Current End-to-End Autonomous Driving (E2E-AD) methods resort to unifying modular designs for various tasks (e.g. perception, prediction and planning). Although optimized with a fully differentiable framework in a planning-oriented manner, existing end-to-end driving systems lacking ego-centric designs still suffer from unsatisfactory performance and inferior efficiency, due to rasterized scene representation learning and redundant information transmission. In this paper, we propose an ego-centric fully sparse paradigm, named EgoFSD, for end-to-end self-driving. Specifically, EgoFSD consists of sparse perception, hierarchical interaction and iterative motion planner. The sparse perception module performs detection and online mapping based on sparse representation of the driving scene. The hierarchical interaction module aims to select the Closest In-Path Vehicle / Stationary (CIPV / CIPS) from coarse to fine, benefiting from an additional geometric prior. As for the iterative motion planner, both selected interactive agents and ego-vehicle are considered for joint motion prediction, where the output multi-modal ego-trajectories are optimized in an iterative fashion. In addition, position-level motion diffusion and trajectory-level planning denoising are introduced for uncertainty modeling, thereby enhancing the training stability and convergence speed. Extensive experiments are conducted on nuScenes and Bench2Drive datasets, which significantly reduces the average L2 error by 59% and collision rate by 92% than UniAD while achieves 6.9x faster running efficiency.
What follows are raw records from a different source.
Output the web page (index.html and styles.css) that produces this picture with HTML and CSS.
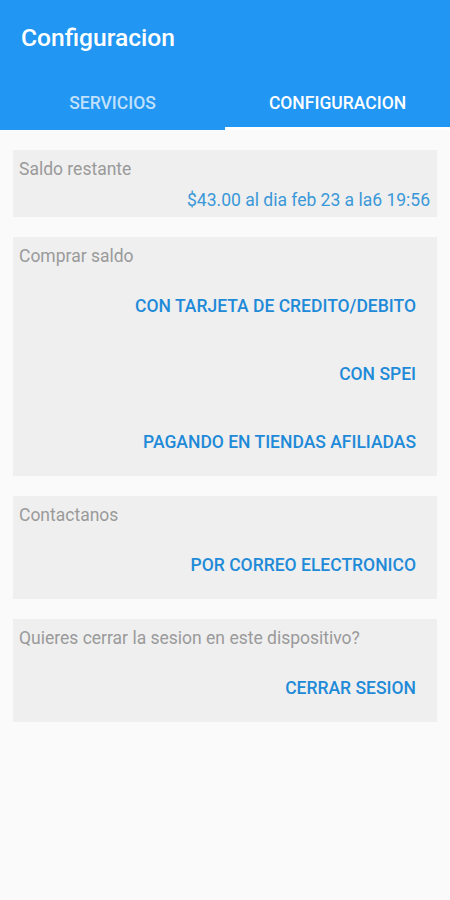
FILE: index.html
```html
<!DOCTYPE html>
<html lang="es">
<head>
    <meta charset="UTF-8">
    <meta name="viewport" content="width=device-width, initial-scale=1.0">
    <title>Configuracion</title>
    <link rel="stylesheet" href="styles.css">
</head>
<body>
    <header class="appbar">
        <div class="toolbar">
            <h1>Configuracion</h1>
        </div>
        <nav class="tabs">
            <div class="tab">SERVICIOS</div>
            <div class="tab active">CONFIGURACION</div>
        </nav>
    </header>

    <main class="content">
        <section class="card">
            <p class="label">Saldo restante</p>
            <p class="value">$43.00 al dia feb 23 a la6 19:56</p>
        </section>

        <section class="card">
            <p class="label">Comprar saldo</p>
            <button type="button" class="action">CON TARJETA DE CREDITO/DEBITO</button>
            <button type="button" class="action">CON SPEI</button>
            <button type="button" class="action">PAGANDO EN TIENDAS AFILIADAS</button>
        </section>

        <section class="card">
            <p class="label">Contactanos</p>
            <button type="button" class="action">POR CORREO ELECTRONICO</button>
        </section>

        <section class="card">
            <p class="label">Quieres cerrar la sesion en este dispositivo?</p>
            <button type="button" class="action">CERRAR SESION</button>
        </section>
    </main>
</body>
</html>
```

FILE: styles.css
```css
body {
    margin: 0;
    font-family: Roboto, "Liberation Sans", Arial, sans-serif;
    background: #fafafa;
    min-height: 100vh;
}

.appbar {
    background: #2196f3;
    color: #fff;
}

.toolbar {
    height: 75px;
    display: flex;
    align-items: center;
    padding-left: 21px;
}

.toolbar h1 {
    margin: 0;
    font-size: 24.6px;
    font-weight: 500;
}

.tabs {
    display: flex;
    height: 55px;
}

.tab {
    flex: 1;
    display: flex;
    align-items: center;
    justify-content: center;
    font-size: 17.5px;
    font-weight: 500;
    color: rgba(255, 255, 255, 0.72);
    box-sizing: border-box;
}

.tab.active {
    color: #fff;
    border-bottom: 3px solid #fff;
    padding-top: 3px;
}

.content {
    padding: 20px 13px;
    display: flex;
    flex-direction: column;
    gap: 20px;
}

.card {
    background: #efefef;
    padding: 0 7px 0 6px;
    display: flex;
    flex-direction: column;
    align-items: flex-end;
}

.label {
    align-self: stretch;
    margin: 0;
    height: 35px;
    line-height: 38px;
    font-size: 17.5px;
    color: #9a9a9a;
}

.value {
    margin: 0;
    height: 32px;
    line-height: 31px;
    font-size: 17.5px;
    color: #3a98d8;
}

.action {
    height: 68px;
    padding: 0 14px;
    border: none;
    background: none;
    font-family: inherit;
    font-size: 17.5px;
    font-weight: 500;
    color: #1e8ad8;
    cursor: pointer;
}
```
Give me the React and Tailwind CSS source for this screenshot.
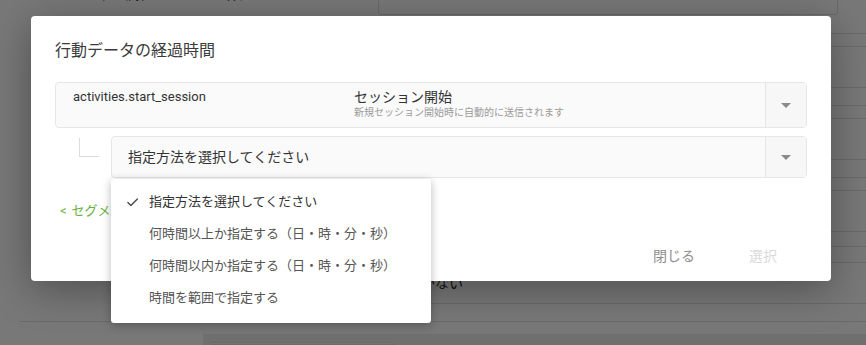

翻译：当前端到端自动驾驶方法倾向于采用统一模块化设计来处理多种任务（如感知、预测与规划）。尽管现有端到端驾驶系统在规划导向的完全可微分框架下进行优化，但由于采用栅格化场景表示学习及冗余信息传递，且缺乏以自我为中心的设计，其性能与效率仍不尽如人意。本文提出一种以自我为中心的全稀疏范式——EgoFSD，用于端到端自动驾驶。具体而言，EgoFSD包含稀疏感知、层次化交互与迭代运动规划器。稀疏感知模块基于驾驶场景的稀疏表示执行检测与在线建图。层次化交互模块借助额外的几何先验，通过从粗到细的方式筛选最近路径内车辆/静止物体。对于迭代运动规划器，同时考虑所选交互智能体与自车进行联合运动预测，并以迭代方式对输出的多模态自车轨迹进行优化。此外，通过引入位置级运动扩散与轨迹级规划去噪进行不确定性建模，从而提升训练稳定性与收敛速度。在nuScenes与Bench2Drive数据集上的大量实验表明，相较于UniAD，本方法平均L2误差降低59%，碰撞率降低92%，同时运行效率提升6.9倍。